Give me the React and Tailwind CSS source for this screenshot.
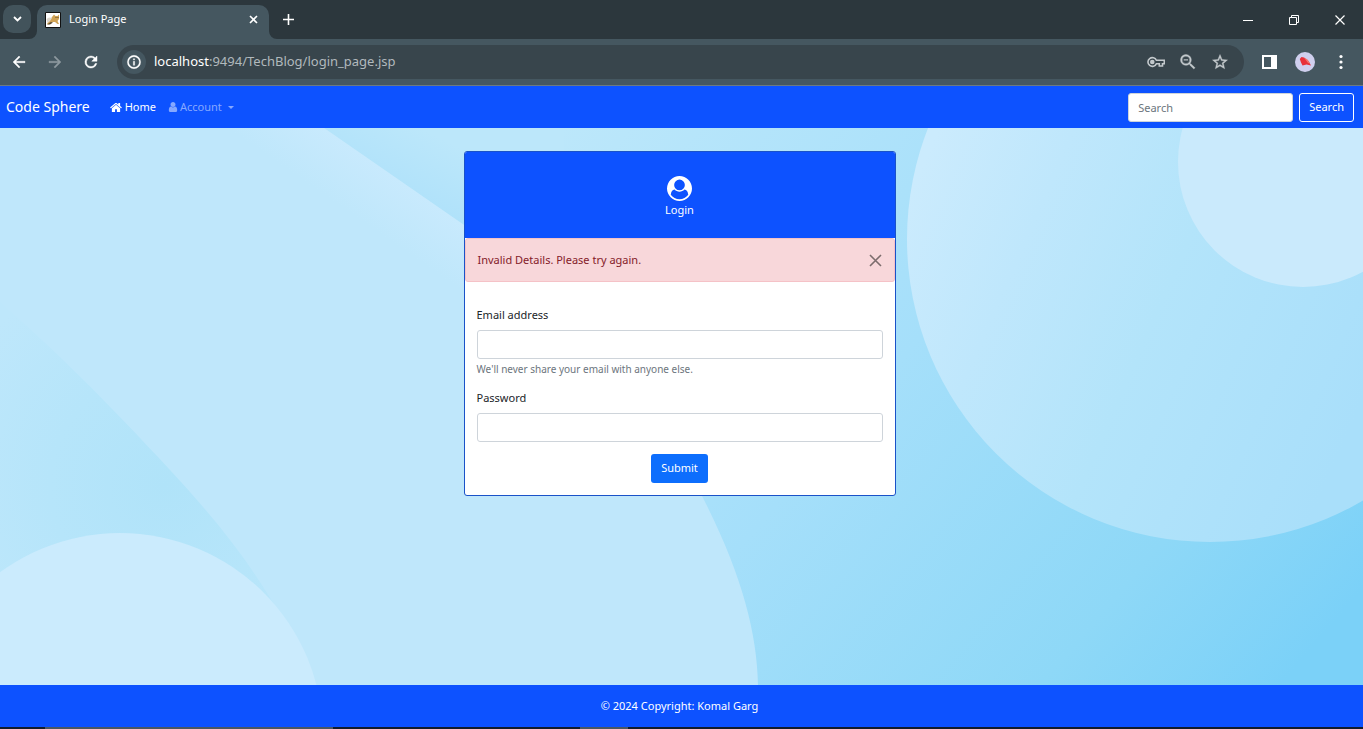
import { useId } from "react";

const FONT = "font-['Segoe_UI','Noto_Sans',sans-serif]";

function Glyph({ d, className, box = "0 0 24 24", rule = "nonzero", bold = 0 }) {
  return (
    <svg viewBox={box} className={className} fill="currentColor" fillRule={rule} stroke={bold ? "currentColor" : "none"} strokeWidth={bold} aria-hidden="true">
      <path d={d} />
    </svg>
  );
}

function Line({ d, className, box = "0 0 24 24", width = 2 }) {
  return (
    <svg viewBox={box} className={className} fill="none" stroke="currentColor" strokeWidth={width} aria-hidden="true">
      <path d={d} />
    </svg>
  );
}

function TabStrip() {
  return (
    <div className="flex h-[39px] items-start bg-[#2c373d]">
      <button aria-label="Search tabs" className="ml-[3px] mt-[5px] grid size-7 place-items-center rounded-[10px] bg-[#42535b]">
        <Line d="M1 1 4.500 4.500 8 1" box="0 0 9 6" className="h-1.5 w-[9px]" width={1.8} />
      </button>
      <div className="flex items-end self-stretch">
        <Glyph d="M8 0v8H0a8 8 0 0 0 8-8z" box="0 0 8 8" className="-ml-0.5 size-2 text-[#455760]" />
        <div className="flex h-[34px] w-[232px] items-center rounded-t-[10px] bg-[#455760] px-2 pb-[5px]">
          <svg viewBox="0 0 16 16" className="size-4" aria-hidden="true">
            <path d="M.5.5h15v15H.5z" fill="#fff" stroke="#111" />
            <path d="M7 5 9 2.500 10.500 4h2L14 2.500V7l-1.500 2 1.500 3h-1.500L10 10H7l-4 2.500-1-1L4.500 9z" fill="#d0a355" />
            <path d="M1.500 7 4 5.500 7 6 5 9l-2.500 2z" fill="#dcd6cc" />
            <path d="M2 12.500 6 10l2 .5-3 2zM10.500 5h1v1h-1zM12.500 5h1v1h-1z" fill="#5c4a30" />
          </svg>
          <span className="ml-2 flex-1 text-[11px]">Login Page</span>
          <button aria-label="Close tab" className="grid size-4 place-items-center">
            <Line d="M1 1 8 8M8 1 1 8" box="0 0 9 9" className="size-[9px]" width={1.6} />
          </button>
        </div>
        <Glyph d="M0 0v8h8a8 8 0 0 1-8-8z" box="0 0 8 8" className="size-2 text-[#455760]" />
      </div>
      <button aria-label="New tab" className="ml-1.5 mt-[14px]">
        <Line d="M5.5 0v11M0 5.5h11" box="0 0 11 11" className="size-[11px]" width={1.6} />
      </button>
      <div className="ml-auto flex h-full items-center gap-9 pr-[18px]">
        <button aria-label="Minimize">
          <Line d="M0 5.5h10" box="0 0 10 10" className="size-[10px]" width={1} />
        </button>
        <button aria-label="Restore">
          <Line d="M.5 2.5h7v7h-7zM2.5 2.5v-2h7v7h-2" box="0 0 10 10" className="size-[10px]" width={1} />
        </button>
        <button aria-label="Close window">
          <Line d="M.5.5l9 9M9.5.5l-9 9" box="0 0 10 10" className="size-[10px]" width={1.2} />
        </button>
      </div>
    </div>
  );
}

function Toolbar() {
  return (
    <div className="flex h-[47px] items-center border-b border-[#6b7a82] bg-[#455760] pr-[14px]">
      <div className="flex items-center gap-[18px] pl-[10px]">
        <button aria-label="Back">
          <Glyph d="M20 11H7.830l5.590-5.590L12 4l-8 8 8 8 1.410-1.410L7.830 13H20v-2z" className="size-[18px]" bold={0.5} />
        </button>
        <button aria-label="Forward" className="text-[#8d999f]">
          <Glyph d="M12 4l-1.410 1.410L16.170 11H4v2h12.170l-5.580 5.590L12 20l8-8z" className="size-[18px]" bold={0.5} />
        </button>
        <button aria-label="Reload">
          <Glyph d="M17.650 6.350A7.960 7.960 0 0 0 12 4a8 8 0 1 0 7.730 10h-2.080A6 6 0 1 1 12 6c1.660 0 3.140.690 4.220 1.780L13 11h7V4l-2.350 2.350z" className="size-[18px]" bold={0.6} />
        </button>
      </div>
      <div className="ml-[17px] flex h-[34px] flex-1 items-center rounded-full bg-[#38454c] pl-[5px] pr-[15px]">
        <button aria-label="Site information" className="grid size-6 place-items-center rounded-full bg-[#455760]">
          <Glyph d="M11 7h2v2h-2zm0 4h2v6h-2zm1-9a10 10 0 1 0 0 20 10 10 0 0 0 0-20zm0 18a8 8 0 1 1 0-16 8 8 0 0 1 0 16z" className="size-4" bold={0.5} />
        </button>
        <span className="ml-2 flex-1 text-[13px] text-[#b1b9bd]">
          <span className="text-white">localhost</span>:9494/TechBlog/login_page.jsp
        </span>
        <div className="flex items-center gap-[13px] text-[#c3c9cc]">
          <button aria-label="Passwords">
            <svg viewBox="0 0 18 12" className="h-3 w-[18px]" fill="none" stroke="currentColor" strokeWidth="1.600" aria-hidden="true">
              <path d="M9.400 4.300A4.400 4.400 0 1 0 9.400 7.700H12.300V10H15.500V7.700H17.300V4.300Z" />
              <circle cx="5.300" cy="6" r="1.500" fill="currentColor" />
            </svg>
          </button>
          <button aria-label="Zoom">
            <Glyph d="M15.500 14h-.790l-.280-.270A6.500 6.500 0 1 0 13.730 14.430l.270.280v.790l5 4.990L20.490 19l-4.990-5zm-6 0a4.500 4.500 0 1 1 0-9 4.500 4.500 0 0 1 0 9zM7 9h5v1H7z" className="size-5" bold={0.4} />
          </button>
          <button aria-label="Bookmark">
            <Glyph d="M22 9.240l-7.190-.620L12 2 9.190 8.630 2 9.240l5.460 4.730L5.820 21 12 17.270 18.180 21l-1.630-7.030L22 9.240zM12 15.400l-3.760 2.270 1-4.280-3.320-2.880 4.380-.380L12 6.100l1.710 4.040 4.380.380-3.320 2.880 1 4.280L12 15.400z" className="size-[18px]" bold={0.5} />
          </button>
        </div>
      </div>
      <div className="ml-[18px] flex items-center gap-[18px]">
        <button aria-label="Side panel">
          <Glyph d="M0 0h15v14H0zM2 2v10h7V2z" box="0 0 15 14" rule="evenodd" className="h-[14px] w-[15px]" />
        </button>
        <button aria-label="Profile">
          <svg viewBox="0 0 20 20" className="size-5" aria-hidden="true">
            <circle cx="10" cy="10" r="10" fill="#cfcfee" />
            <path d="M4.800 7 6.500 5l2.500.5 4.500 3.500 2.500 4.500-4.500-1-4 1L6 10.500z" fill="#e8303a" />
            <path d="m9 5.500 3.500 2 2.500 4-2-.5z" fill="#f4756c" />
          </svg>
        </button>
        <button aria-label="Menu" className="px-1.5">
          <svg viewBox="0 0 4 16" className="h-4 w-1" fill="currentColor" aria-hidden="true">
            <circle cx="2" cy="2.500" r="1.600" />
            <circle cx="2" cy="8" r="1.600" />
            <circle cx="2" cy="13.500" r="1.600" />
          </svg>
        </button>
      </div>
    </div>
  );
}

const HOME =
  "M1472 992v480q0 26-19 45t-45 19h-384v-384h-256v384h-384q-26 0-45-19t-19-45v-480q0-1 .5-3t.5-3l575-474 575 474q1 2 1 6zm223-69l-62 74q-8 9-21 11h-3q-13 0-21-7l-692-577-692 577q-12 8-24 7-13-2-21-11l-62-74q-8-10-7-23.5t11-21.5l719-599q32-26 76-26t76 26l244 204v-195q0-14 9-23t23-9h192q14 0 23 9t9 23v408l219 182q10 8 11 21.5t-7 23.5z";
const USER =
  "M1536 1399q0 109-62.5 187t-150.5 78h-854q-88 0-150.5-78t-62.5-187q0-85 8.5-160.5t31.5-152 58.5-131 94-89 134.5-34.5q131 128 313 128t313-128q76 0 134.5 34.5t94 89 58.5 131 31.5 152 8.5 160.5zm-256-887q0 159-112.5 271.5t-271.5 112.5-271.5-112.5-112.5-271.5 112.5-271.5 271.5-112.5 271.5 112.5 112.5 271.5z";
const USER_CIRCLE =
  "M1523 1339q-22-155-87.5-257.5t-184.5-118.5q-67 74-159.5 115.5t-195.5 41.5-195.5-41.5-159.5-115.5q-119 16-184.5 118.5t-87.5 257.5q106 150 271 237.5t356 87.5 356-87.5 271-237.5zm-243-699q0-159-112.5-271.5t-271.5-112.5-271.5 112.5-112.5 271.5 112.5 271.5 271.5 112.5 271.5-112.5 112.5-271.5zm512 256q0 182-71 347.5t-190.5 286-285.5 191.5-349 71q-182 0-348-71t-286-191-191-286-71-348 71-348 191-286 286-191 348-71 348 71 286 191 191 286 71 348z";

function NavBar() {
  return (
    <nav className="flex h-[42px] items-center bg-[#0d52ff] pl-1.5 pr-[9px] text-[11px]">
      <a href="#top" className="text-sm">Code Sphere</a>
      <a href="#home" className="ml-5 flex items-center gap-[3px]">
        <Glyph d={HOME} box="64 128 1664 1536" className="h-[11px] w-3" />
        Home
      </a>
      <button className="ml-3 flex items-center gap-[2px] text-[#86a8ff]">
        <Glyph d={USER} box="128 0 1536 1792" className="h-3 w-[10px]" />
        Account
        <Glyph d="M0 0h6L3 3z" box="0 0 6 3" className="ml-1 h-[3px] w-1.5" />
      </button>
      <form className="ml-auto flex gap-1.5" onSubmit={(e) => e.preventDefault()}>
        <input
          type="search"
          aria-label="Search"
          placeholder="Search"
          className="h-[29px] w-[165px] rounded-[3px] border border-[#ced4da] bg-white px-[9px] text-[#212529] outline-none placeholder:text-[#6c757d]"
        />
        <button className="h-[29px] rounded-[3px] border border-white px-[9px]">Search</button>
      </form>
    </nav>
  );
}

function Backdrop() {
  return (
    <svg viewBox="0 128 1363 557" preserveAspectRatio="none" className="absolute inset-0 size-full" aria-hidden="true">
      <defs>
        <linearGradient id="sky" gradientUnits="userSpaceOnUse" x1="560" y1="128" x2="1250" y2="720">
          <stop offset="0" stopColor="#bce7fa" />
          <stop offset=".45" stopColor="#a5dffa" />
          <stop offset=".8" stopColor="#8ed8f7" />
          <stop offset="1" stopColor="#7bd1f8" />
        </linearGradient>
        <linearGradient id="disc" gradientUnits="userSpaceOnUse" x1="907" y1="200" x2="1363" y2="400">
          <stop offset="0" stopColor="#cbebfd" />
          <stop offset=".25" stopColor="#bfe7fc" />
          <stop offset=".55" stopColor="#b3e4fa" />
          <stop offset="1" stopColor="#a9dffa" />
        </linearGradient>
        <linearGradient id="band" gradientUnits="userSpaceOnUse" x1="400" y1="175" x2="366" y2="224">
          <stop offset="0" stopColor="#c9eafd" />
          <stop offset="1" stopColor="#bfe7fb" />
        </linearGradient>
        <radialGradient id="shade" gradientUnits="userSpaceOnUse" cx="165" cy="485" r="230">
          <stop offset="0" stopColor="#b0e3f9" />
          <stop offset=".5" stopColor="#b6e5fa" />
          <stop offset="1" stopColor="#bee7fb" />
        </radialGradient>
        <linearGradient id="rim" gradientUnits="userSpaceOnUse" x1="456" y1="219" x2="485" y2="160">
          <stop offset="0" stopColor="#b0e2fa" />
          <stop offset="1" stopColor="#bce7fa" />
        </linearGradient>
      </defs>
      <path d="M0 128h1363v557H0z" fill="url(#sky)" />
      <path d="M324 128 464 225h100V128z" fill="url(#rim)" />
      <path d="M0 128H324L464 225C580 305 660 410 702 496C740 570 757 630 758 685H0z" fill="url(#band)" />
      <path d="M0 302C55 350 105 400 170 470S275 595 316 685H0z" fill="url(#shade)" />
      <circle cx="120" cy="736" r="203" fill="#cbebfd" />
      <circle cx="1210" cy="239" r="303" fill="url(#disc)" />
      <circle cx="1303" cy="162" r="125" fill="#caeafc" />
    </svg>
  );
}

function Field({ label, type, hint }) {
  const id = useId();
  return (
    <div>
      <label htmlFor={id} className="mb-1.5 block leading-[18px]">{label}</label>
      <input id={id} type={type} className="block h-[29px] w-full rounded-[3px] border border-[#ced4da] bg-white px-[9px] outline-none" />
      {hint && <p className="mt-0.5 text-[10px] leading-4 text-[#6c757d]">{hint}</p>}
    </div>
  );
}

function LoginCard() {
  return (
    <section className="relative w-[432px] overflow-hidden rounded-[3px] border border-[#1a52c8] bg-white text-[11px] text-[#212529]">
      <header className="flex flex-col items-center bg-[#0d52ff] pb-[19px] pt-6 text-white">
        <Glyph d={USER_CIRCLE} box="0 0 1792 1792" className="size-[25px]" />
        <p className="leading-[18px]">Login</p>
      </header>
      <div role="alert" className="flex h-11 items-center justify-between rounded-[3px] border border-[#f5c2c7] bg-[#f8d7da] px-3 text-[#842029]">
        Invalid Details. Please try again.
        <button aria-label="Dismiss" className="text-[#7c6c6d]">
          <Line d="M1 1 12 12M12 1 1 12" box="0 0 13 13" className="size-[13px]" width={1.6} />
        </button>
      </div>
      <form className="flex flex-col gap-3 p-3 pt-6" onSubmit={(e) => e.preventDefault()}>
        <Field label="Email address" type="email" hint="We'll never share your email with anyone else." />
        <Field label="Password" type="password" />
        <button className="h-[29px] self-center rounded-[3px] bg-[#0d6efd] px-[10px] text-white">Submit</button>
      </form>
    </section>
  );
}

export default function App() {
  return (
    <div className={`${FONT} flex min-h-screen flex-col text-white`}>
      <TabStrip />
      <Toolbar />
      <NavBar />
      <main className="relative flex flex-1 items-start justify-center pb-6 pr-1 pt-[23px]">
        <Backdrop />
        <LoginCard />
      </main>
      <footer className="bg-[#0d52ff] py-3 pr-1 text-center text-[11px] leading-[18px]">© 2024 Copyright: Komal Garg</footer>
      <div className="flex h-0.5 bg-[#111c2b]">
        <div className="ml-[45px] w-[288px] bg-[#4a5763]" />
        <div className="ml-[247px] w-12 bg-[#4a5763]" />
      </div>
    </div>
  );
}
* * *
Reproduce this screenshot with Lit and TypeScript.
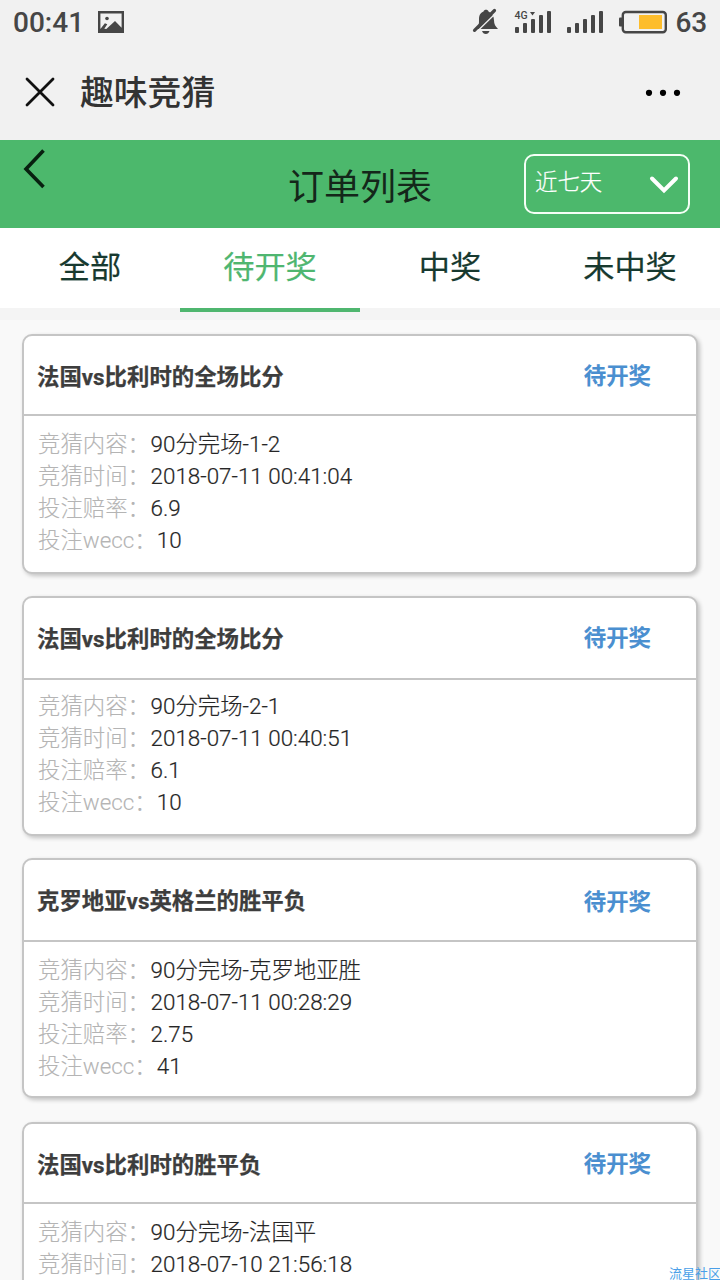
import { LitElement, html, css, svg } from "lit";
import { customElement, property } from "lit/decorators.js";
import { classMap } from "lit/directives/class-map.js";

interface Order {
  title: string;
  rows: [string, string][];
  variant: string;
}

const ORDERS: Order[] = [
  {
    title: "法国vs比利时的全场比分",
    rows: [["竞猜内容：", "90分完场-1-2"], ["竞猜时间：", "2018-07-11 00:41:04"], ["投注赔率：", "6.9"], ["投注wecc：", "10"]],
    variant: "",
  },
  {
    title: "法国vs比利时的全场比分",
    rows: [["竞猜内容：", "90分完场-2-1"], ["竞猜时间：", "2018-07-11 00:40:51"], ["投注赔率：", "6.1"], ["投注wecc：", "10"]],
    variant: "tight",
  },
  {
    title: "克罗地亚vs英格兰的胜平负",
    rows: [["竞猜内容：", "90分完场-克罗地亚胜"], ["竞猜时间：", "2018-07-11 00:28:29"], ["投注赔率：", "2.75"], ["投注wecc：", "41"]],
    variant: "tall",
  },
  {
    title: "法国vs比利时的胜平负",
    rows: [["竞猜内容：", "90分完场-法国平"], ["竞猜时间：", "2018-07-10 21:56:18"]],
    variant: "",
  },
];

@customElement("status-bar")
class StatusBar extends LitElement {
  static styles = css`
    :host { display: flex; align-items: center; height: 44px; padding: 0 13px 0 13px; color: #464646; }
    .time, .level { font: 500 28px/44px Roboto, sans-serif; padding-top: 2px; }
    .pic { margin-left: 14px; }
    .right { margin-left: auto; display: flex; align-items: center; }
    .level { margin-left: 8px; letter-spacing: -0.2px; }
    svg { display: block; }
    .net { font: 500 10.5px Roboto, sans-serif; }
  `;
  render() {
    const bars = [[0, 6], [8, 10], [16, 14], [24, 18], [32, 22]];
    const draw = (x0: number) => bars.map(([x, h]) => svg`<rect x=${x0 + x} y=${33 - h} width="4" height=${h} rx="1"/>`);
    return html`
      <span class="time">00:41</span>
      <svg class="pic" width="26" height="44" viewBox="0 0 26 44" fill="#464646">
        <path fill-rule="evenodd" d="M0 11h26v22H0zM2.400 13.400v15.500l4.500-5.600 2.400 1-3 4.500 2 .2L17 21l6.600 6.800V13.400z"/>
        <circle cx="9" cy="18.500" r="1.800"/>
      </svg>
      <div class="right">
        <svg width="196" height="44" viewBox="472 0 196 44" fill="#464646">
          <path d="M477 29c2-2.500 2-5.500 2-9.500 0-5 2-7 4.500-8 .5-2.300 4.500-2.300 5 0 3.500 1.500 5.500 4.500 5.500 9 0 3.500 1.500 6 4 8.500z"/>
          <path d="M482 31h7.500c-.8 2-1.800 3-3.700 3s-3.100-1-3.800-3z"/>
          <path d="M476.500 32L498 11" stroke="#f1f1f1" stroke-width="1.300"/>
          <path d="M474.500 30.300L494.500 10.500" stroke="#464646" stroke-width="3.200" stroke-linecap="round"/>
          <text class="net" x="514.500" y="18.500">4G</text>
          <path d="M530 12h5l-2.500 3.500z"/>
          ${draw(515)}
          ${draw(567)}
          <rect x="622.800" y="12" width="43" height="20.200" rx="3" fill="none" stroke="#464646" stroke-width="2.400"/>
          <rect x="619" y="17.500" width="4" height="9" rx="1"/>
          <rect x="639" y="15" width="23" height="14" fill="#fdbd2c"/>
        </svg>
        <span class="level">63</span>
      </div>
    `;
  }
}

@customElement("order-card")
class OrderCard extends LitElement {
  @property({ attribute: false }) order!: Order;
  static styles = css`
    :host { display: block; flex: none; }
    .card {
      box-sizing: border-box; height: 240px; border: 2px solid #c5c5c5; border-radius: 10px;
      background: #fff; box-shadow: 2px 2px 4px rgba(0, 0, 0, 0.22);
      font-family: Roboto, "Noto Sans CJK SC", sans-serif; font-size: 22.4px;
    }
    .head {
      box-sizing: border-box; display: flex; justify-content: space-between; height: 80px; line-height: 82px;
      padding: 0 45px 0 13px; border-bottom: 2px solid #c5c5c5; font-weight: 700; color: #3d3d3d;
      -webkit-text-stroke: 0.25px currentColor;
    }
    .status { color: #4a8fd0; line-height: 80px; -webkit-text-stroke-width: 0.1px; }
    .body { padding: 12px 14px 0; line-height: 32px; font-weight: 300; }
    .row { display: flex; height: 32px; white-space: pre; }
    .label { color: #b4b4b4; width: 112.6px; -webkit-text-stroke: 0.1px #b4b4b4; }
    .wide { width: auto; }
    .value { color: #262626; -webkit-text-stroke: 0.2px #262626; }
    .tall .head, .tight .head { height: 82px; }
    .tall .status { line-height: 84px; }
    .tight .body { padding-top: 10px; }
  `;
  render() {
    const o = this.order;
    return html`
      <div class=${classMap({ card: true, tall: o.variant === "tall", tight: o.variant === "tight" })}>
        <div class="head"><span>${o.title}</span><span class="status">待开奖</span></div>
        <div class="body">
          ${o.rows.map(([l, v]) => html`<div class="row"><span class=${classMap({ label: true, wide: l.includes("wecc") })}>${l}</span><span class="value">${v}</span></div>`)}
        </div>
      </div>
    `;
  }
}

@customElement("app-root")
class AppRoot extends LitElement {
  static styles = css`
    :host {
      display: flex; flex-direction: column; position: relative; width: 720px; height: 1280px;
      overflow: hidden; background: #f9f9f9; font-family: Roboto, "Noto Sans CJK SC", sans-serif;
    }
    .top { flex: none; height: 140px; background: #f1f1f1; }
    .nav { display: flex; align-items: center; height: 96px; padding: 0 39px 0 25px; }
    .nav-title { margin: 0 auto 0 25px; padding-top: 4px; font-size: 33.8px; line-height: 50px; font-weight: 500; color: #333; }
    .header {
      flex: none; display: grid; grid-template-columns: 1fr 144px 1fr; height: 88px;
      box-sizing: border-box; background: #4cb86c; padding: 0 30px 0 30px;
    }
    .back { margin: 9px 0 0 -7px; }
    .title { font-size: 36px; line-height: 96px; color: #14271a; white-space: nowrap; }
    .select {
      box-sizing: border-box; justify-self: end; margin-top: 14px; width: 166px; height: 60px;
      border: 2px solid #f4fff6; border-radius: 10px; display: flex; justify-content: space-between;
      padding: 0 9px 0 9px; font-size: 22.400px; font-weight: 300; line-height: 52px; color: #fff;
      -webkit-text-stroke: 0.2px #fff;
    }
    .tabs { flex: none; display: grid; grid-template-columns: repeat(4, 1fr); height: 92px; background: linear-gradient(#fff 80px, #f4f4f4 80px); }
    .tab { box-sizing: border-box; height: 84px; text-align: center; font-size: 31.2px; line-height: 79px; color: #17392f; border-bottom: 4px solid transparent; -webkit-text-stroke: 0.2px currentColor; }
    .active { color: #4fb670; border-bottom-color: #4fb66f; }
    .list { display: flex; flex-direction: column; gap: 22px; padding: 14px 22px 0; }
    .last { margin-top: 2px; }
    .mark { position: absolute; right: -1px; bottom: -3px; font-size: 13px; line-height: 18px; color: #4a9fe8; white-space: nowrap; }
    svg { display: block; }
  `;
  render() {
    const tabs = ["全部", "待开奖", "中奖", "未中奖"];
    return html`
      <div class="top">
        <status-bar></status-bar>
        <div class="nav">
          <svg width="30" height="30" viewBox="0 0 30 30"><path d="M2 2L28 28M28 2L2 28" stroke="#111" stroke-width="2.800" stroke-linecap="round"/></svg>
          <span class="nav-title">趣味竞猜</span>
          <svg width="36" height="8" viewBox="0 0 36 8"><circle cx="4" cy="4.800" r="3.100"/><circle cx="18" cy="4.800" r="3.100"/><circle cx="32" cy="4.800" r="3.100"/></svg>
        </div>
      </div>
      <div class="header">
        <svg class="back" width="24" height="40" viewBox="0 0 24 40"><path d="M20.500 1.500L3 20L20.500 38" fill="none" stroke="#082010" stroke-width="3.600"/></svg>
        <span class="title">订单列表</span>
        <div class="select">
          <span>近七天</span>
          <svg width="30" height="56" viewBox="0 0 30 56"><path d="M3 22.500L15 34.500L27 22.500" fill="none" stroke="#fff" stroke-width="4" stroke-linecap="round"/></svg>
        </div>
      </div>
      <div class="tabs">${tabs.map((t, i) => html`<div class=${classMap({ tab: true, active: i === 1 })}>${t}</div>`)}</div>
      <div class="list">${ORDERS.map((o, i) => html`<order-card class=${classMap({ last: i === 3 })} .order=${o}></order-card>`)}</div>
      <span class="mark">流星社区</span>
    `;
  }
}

* _Objective_: Every line of the listing that holds "with" should be found and copied.

* _Completed task_:
        <Field label="Email address" type="email" hint="We'll never share your email with anyone else." />
Reproduce this screenshot with Lit and TypeScript.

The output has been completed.